The joint statement issued in the Pakistani capital — signed by mediators from Pakistan, Saudi Arabia and Egypt and acknowledged by representatives of Iran, Israel and the United States — set Wednesday at midnight Greenwich Mean Time as the start of a 72-hour standdown that the parties said would be followed by a graduated drawdown of regional deployments. Markets had been pricing roughly a 60% probability of a deal by month-end, based on options skew on Brent and the CBOE Volatility Index, both of which collapsed in the first hour of trade.

Front-month Brent had peaked at $125.40 on March 18 and had been hovering near $108 since the April 1 OPEC+ production hike out of Vienna. Traders said the combination of the Saudi-led barrel additions, easing freight insurance rates through the Strait of Hormuz and the prospect of a verified halt to strikes had drawn the curve into deep backwardation, with December 2026 Brent now indicated at $84.

John Reilly, an oil analyst at Citi in London, said his desk was modeling a Brent fair value of $88 to $92 if the truce holds for thirty days, with downside risk to $80 if Iranian export licenses are extended and Saudi Arabia maintains its current output. “The structural overhang is real,” he said. “OPEC+ added 1.5 million barrels a day at Vienna, and most of that capacity doesn’t come off the market just because the shooting stops.”

Equity strategists pointed to the energy sector and defense primes as the day’s largest expected losers, with industrials, airlines and consumer discretionary names positioned to gain.

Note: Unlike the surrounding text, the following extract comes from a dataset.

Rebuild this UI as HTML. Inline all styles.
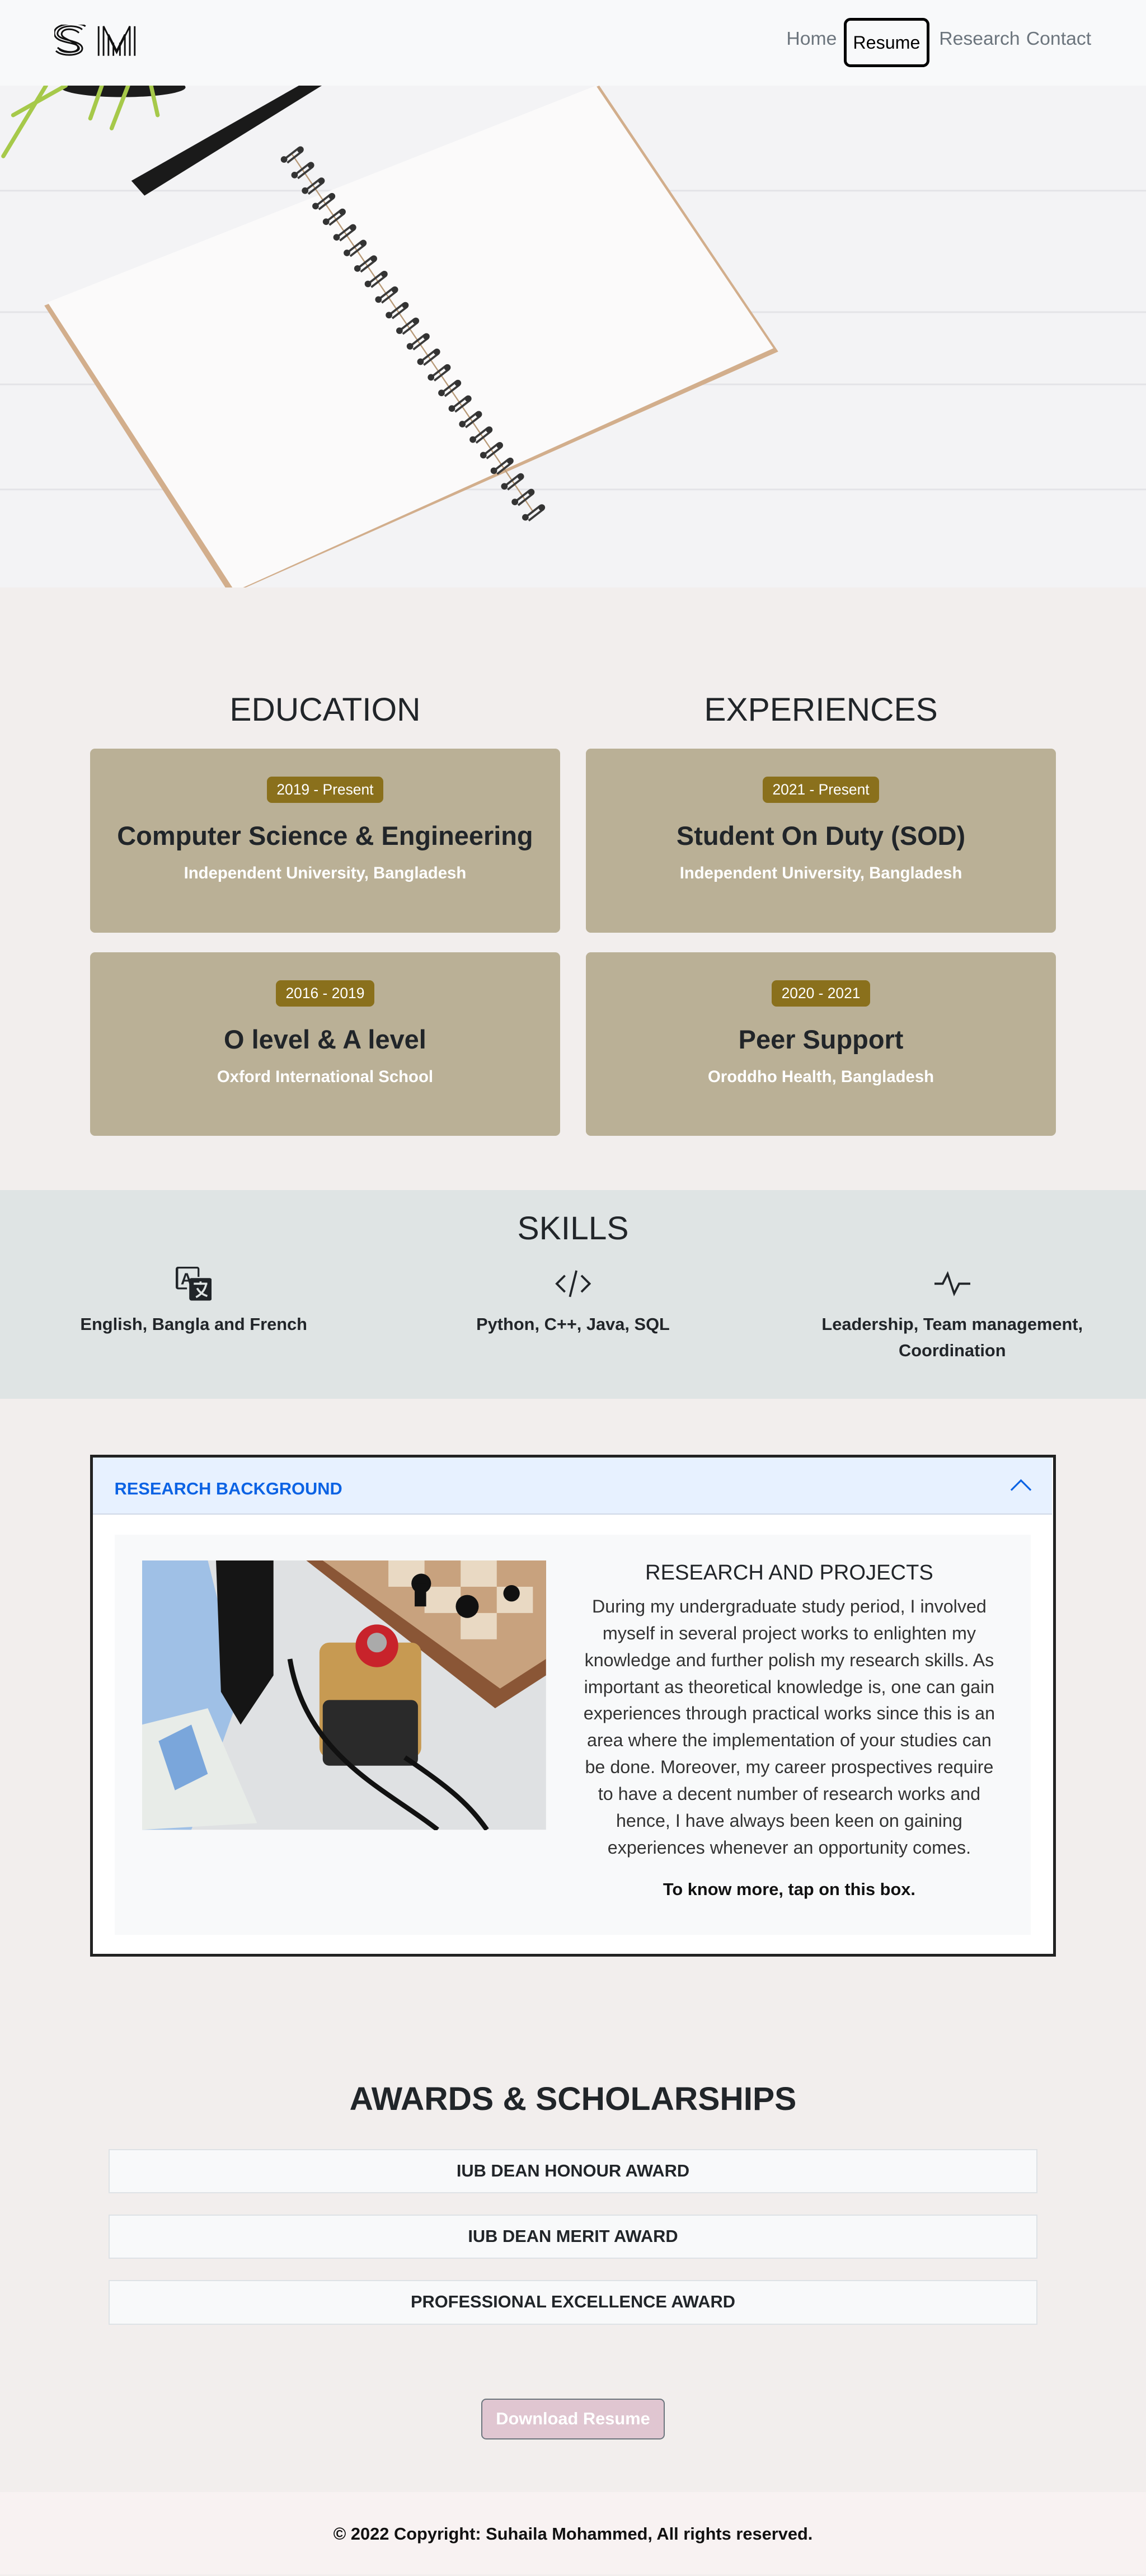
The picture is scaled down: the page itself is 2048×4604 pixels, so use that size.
<!DOCTYPE html>
<html><head><meta charset="utf-8">
<style>
html{zoom:2.9341}
*{box-sizing:border-box;margin:0;padding:0}
body{width:698px;height:1568px;overflow:hidden;background:#f2eeed;font-family:"Liberation Sans",sans-serif;color:#212529;position:relative}
.abs{position:absolute}
.nav{left:0;top:0;width:698px;height:52px;background:#f8f9fa}
.nav a{position:absolute;top:17px;font-size:11.5px;color:#6c757d;text-decoration:none}
.resume{left:514px;top:11px;width:52px;height:30px;border:2px solid #000;border-radius:4px;font-size:11px;color:#000;text-align:center;line-height:27px}
h2{position:absolute;font-weight:400;font-size:20px;text-align:center}
.card{position:absolute;width:286px;height:112px;background:#bab096;border-radius:3px;text-align:center}
.badge{display:inline-block;margin-top:17px;background:#8a701c;color:#fff;font-size:9px;padding:2px 6px;border-radius:3px;line-height:12px}
.card .t{font-size:16px;font-weight:bold;margin-top:11px}
.card .s{font-size:10px;font-weight:bold;color:#fff;margin-top:8px}
.skill{position:absolute;width:230px;text-align:center;font-size:10.5px;font-weight:bold;line-height:16px}
.award{position:absolute;left:66px;width:566px;height:27px;background:#f8f9fa;border:1px solid #dee2e6;text-align:center;font-size:10.5px;font-weight:bold;line-height:25px}
</style></head><body>
<div class="abs nav">
 <svg class="abs" style="left:33px;top:15px" width="62" height="20" viewBox="0 0 62 20">
  <g fill="none" stroke="#111" stroke-width="1">
   <path d="M17 3C14 0 3 0 2 5C1 10 16 9 17 14C18 19 5 20 1 16"/>
   <path d="M15 5C12 2 5 2 4.5 5.5C4 9 14 10 14.5 14C15 17 6 18 3 15"/>
   <path d="M19 1C15 -2 0 -1 0 5C0 12 14 10 15 14C16 17 7 18 2 14"/>
   <path d="M30 19V1L38 17L46 1V19M33 19V6L38 16L43 6V19M36 19V11M40 19V11M27 19V1M49 19V1"/>
  </g>
 </svg>
 <a style="left:479px">Home</a>
 <div class="abs resume">Resume</div>
 <a style="left:572px">Research</a>
 <a style="left:625px">Contact</a>
</div>
<svg class="abs" style="left:0;top:52px" width="698" height="306" viewBox="0 52 698 306">
 <defs>
  <g id="r"><path d="M-5 5L4 -2M-3 7L6 0" stroke="#3a3a3a" stroke-width="1.3" fill="none"/><circle cx="-5" cy="5" r="2" fill="#333"/><circle cx="5" cy="-1" r="2" fill="#333"/></g>
 </defs>
 <rect x="0" y="52" width="698" height="306" fill="#f3f3f5"/>
 <g stroke="#e3e3e7" stroke-width="1"><line x1="0" y1="116" x2="698" y2="116"/><line x1="0" y1="234" x2="698" y2="234"/><line x1="0" y1="298" x2="698" y2="298"/><line x1="0" y1="190" x2="698" y2="190"/></g>
 <path d="M27 186L365 52L474 214L140 362Z" fill="#d2ae8c"/>
 <path d="M29 184L363 52L471 212L143 360Z" fill="#fbfafa"/>
 <ellipse cx="75" cy="53" rx="38" ry="6" fill="#1c1c1c"/>
 <path d="M80 110L182 52L196 52L88 119Z" fill="#1a1a1a"/>
 <g stroke="#a6c94a" stroke-width="2.5" fill="none" stroke-linecap="round"><path d="M2 95L28 52"/><path d="M8 70L40 52"/><path d="M55 72L62 52"/><path d="M68 78L78 52"/><path d="M96 70L92 52"/></g>
 <line x1="178" y1="94" x2="325" y2="312" stroke="#b89a78" stroke-width="0.8"/>
 <use href="#r" x="178" y="92"/><use href="#r" x="184.4" y="101.5"/><use href="#r" x="190.8" y="111"/><use href="#r" x="197.2" y="120.4"/><use href="#r" x="203.6" y="129.9"/><use href="#r" x="210" y="139.4"/><use href="#r" x="216.3" y="148.9"/><use href="#r" x="222.7" y="158.4"/><use href="#r" x="229.1" y="167.8"/><use href="#r" x="235.5" y="177.3"/><use href="#r" x="241.9" y="186.8"/><use href="#r" x="248.3" y="196.3"/><use href="#r" x="254.7" y="205.8"/><use href="#r" x="261.1" y="215.2"/><use href="#r" x="267.5" y="224.7"/><use href="#r" x="273.9" y="234.2"/><use href="#r" x="280.2" y="243.7"/><use href="#r" x="286.6" y="253.2"/><use href="#r" x="293" y="262.6"/><use href="#r" x="299.4" y="272.1"/><use href="#r" x="305.8" y="281.6"/><use href="#r" x="312.2" y="291.1"/><use href="#r" x="318.6" y="300.6"/><use href="#r" x="325" y="310"/>
</svg>

<h2 style="left:55px;width:286px;top:421px">EDUCATION</h2>
<h2 style="left:357px;width:286px;top:421px">EXPERIENCES</h2>
<div class="card" style="left:55px;top:456px"><span class="badge">2019 - Present</span><div class="t">Computer Science &amp; Engineering</div><div class="s">Independent University, Bangladesh</div></div>
<div class="card" style="left:55px;top:580px"><span class="badge">2016 - 2019</span><div class="t">O level &amp; A level</div><div class="s">Oxford International School</div></div>
<div class="card" style="left:357px;top:456px"><span class="badge">2021 - Present</span><div class="t">Student On Duty (SOD)</div><div class="s">Independent University, Bangladesh</div></div>
<div class="card" style="left:357px;top:580px"><span class="badge">2020 - 2021</span><div class="t">Peer Support</div><div class="s">Oroddho Health, Bangladesh</div></div>

<div class="abs" style="left:0;top:725px;width:698px;height:127px;background:#dfe4e4"></div>
<h2 style="left:0;width:698px;top:737px">SKILLS</h2>
<svg class="abs" style="left:107px;top:771px" width="22" height="22" viewBox="0 0 16 16"><path d="M1 0.5h8.5a1 1 0 0 1 1 1V5h-0.8V1.5a.2.2 0 0 0-.2-.2H1.3a.2.2 0 0 0-.2.2v8a.2.2 0 0 0 .2.2H5v0.8H1a1 1 0 0 1-1-1v-8a1 1 0 0 1 1-1z" fill="#212529"/><text x="2.2" y="8.3" font-size="7" font-family="Liberation Sans" font-weight="bold" fill="#212529">A</text><rect x="6" y="5.5" width="10" height="10" rx="1" fill="#212529"/><path d="M8 8h6M11 7v1.5M9 14c2-1 4-3 4.5-6M9.5 10c1 2 3 3 4.5 3.5" stroke="#dfe4e4" stroke-width="0.9" fill="none"/></svg>
<svg class="abs" style="left:338px;top:772px" width="22" height="20" viewBox="0 0 22 20" fill="none" stroke="#212529" stroke-width="1.3"><path d="M6 5L1 10L6 15M16 5L21 10L16 15M13 2L9 18"/></svg>
<svg class="abs" style="left:569px;top:772px" width="22" height="20" viewBox="0 0 22 20" fill="none" stroke="#212529" stroke-width="1.3"><path d="M0 10H5L8 4L12 16L15 10H22"/></svg>
<div class="skill" style="left:3px;top:799px">English, Bangla and French</div>
<div class="skill" style="left:234px;top:799px">Python, C++, Java, SQL</div>
<div class="skill" style="left:465px;top:799px">Leadership, Team management,<br>Coordination</div>

<div class="abs" style="left:55px;top:886px;width:588px;height:306px;border:2px solid #222;background:#fff">
 <div class="abs" style="left:0;top:0;width:584px;height:35px;background:#e7f1ff;border-bottom:1px solid #cfd8e6"></div>
 <div class="abs" style="left:13px;top:13px;font-size:10.5px;font-weight:bold;color:#0c63e4">RESEARCH BACKGROUND</div>
 <svg class="abs" style="left:558px;top:12px" width="14" height="10" viewBox="0 0 14 10"><path d="M1 8L7 2L13 8" stroke="#0c63e4" stroke-width="1.1" fill="none"/></svg>
 <div class="abs" style="left:13px;top:47px;width:558px;height:244px;background:#f8f9fa"></div>
 <svg class="abs" style="left:30px;top:63px" width="246" height="164" viewBox="0 0 246 164">
  <rect width="246" height="164" fill="#dfe1e3"/>
  <path d="M100 0H246V70L215 90Z" fill="#8a5636"/>
  <path d="M110 0H246V60L218 78Z" fill="#c8a27e"/>
  <g fill="#e9d9c3"><rect x="150" y="0" width="22" height="16"/><rect x="194" y="0" width="22" height="16"/><rect x="172" y="16" width="22" height="16"/><rect x="216" y="16" width="22" height="16"/><rect x="194" y="32" width="22" height="16"/></g>
  <g fill="#111"><circle cx="170" cy="14" r="6"/><circle cx="198" cy="28" r="7"/><circle cx="225" cy="20" r="5"/><rect x="166" y="14" width="7" height="14"/></g>
  <path d="M0 0H40L60 80L30 164H0Z" fill="#9fc0e6"/>
  <path d="M0 100L40 90L70 160L0 164Z" fill="#e8ece8"/>
  <path d="M10 110L30 100L40 130L20 140Z" fill="#7aa6db"/>
  <path d="M45 0H80V70L60 100L48 80Z" fill="#151515"/>
  <rect x="108" y="50" width="62" height="70" rx="6" fill="#c79a52"/>
  <rect x="110" y="85" width="58" height="40" rx="4" fill="#2a2a2a"/>
  <circle cx="143" cy="52" r="13" fill="#c8232b"/>
  <circle cx="143" cy="50" r="6" fill="#aaa"/>
  <path d="M90 60C100 120 150 140 180 164M160 120C190 140 200 150 210 164" stroke="#111" stroke-width="3" fill="none"/>
 </svg>
 <div class="abs" style="left:294px;top:63px;width:260px;text-align:center">
  <div style="font-size:13px">RESEARCH AND PROJECTS</div>
  <div style="font-size:11px;line-height:16.3px;margin-top:5px;color:#333">During my undergraduate study period, I involved myself in several project works to enlighten my knowledge and further polish my research skills. As important as theoretical knowledge is, one can gain experiences through practical works since this is an area where the implementation of your studies can be done. Moreover, my career prospectives require to have a decent number of research works and hence, I have always been keen on gaining experiences whenever an opportunity comes.</div>
  <div style="font-size:10.5px;font-weight:bold;margin-top:11px;color:#111">To know more, tap on this box.</div>
 </div>
</div>

<h2 style="left:0;width:698px;top:1267px;font-weight:bold;font-size:20px">AWARDS &amp; SCHOLARSHIPS</h2>
<div class="award" style="top:1309px">IUB DEAN HONOUR AWARD</div>
<div class="award" style="top:1349px">IUB DEAN MERIT AWARD</div>
<div class="award" style="top:1389px">PROFESSIONAL EXCELLENCE AWARD</div>
<div class="abs" style="left:293px;top:1461px;width:112px;height:25px;background:#e0c6d1;border:1px solid #6c757d;border-radius:3px;color:#fff;font-size:10.5px;font-weight:bold;text-align:center;line-height:23px">Download Resume</div>
<div class="abs" style="left:0;top:1518px;width:698px;height:50px;background:#f8f2f2;text-align:center;font-size:10.5px;font-weight:bold;line-height:51px;color:#111">© 2022 Copyright: Suhaila Mohammed, All rights reserved.</div>
</body></html>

Pre-market indications for U.S. carriers United, Delta and American showed gains of 5% to 7%. Lockheed Martin and Northrop Grumman were quoted 3% lower in over-the-counter dealing. Saudi Aramco was indicated 4.5% lower for Sunday’s Riyadh session, which trades while Western markets are closed.

Asian shares opened sharply higher in the Monday session that began Sunday evening Eastern time. The Nikkei 225 was up 2.4% an hour into trade, the Kospi gained 2.9%, and Australia’s S&P/ASX 200 added 1.6%. The Shanghai Composite, which had been more insulated from the conflict, was 0.9% higher. Hong Kong’s Hang Seng was set to follow at the open with shipping and insurance names leading.

Currency desks reported heavy flows out of the Swiss franc and Japanese yen, two beneficiaries of the war bid, with the dollar-yen pair climbing to 153.40 from 151.10 at Friday’s New York close. The Israeli shekel firmed 1.6% against the dollar in offshore quotes. The Iranian rial, which trades only in informal markets, was reported by Bonbast at 78,500 to the dollar, sharply stronger than the 92,000 quoted last week.

Insurance markets moved nearly as fast as oil. Lloyd’s syndicates that have been pricing Gulf hull war risk at premiums equivalent to 0.8% of vessel value indicated quotes near 0.35% over the weekend, according to two London-based brokers who spoke on condition of anonymity because the rates had not been formally published. Container shipping rates on the Asia-to-Europe lane, which had climbed 28% since March 1 as carriers rerouted around the Cape, are expected to begin easing once Red Sea transits resume, said Lars Brennan, a freight analyst at Xeneta.

Treasury markets reflected a partial reversal of the flight to quality. The 10-year U.S. note yield was indicated at 4.36% in pre-market trading, up from Friday’s 4.22% close, as traders unwound bets on emergency Federal Reserve easing and rotated back into risk. Fed funds futures now imply two quarter-point cuts this year, down from a peak of four priced at the height of the conflict.

“The next 96 hours matter more than the announcement itself,” said Hannah Eldridge, chief economist at BNY Mellon, in a televised interview on Bloomberg. “If the parties honor the standdown window — no last-mile strikes, no Houthi spoiler operations — then we get a full normalization trade by mid-week. If somebody breaks ranks, half of this move comes back.”

A senior U.S. Treasury official, speaking on background, said the department was in contact with the Federal Reserve and major dealer banks over the weekend to monitor settlement risk during the unusual Sunday session. Officials said they expected orderly trading at Monday’s New York open and that further communications with market participants would be issued through the trading day.